Corporate Bitcoin Strategy Signals Long-Term Conviction
Reinforcing the bullish institutional sentiment, Coinbase CEO Brian Armstrong recently stated on X that the company is actively accumulating Bitcoin on a weekly basis for its corporate treasury. "We're buying more bitcoin every week. Long Bitcoin," Armstrong declared. This follows an earlier disclosure from CFO Alesia Haas during an earnings call, where she revealed the firm had purchased $150 million in crypto, primarily Bitcoin, in the first quarter of 2025. According to data from BitcoinTreasuries.net, Coinbase currently holds 9,257 BTC, valued at nearly $1 billion, on its balance sheet. This places Coinbase among the top publicly traded companies holding Bitcoin, signaling strong corporate conviction in the asset's long-term value proposition.
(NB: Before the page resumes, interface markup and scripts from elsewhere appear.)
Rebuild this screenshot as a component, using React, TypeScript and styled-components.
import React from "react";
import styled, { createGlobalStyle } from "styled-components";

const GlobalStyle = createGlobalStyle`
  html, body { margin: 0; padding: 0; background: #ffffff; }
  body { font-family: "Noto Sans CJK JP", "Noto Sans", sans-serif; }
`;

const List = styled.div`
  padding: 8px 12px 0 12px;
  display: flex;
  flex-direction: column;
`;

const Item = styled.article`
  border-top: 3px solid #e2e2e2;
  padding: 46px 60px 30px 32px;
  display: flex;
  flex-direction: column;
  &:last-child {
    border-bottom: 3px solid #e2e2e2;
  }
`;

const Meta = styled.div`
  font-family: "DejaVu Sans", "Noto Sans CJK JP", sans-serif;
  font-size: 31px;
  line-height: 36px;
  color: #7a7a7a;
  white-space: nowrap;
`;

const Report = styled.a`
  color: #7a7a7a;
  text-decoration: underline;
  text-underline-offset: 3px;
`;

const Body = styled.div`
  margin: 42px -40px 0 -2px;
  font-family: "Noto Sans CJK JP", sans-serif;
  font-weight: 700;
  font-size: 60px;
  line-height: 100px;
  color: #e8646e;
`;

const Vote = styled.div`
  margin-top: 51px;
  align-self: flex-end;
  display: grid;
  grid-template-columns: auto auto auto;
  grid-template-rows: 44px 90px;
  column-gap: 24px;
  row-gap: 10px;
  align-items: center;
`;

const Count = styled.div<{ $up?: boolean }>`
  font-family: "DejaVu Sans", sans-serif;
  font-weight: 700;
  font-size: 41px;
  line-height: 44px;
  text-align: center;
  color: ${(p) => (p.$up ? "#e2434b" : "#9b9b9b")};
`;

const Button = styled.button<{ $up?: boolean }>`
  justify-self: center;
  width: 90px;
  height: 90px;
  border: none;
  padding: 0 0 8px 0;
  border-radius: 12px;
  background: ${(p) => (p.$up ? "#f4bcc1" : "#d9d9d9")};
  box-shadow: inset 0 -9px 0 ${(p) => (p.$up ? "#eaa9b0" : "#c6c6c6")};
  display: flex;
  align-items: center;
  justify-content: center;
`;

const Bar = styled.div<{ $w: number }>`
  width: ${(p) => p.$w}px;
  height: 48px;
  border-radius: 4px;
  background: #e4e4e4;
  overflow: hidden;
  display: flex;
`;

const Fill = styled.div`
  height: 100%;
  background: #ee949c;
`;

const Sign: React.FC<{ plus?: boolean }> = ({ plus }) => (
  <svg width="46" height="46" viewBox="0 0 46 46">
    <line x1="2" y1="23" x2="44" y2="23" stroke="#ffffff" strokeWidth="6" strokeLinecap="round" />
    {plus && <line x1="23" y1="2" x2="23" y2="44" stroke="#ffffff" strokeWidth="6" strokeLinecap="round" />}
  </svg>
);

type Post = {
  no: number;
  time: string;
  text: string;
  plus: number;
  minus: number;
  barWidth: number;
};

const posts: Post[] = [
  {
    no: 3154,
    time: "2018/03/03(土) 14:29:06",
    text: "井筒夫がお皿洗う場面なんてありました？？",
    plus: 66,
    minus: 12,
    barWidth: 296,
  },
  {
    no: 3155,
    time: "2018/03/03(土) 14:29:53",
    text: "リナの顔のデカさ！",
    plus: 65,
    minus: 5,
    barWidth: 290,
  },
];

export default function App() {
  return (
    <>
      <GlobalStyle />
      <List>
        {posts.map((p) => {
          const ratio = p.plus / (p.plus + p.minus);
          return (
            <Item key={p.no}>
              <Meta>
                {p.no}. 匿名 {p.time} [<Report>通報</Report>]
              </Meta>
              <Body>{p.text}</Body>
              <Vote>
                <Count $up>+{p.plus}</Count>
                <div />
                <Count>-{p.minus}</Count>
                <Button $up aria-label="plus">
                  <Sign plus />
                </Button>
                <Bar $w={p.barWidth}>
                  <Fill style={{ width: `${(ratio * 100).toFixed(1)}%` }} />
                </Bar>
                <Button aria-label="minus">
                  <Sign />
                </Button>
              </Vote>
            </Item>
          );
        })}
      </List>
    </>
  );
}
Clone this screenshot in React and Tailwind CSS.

This strategy not only strengthens Coinbase's financial position but also provides a powerful signal to other corporations considering adding digital assets to their treasuries.
Bitcoin and Altcoin Market Analysis
From a trading perspective, the market is exhibiting fascinating dynamics. Bitcoin (BTC) is trading in a tight range, with the BTC/USDT pair hovering around $107,563. Over the past 24 hours, it has seen a modest gain of 0.18%, with a daily high of $108,746 and a low of $106,766. The low trading volume of just 5.43 BTC on this pair suggests a period of consolidation or trader indecision. While Bitcoin consolidates, Ethereum (ETH) has shown more decisive upward momentum. The ETH/USDT pair surged 2.92% to trade at $2,508, pushing towards its 24-hour high of $2,522. The ETH/BTC ratio also reflects this outperformance, climbing 3.18% to 0.02333. This strength in Ethereum, coupled with the launch of regulated ETH futures on Coinbase, could attract further capital flow into its ecosystem.
The most significant action, however, appears to be in the altcoin market. Several major altcoins are posting substantial gains against Bitcoin, indicating a potential rotation of capital. The AVAX/BTC pair has been a standout performer, rocketing up 6.73% to 0.00022670 on strong volume. Similarly, the SOL/BTC pair is up 4.15% to 0.00147100, breaking through recent resistance levels. Other notable movers include ADA/BTC, which gained 3.22%, and DOGE/BTC, which saw a surge in volume of over 137,000 BTC while climbing 1.83%. This widespread strength in altcoin-to-BTC pairs suggests that traders are becoming more risk-on, seeking higher returns in assets beyond Bitcoin. Traders should monitor these pairs closely, as continued strength could signal the beginning of a broader altcoin rally, especially if Bitcoin remains in a stable consolidation pattern.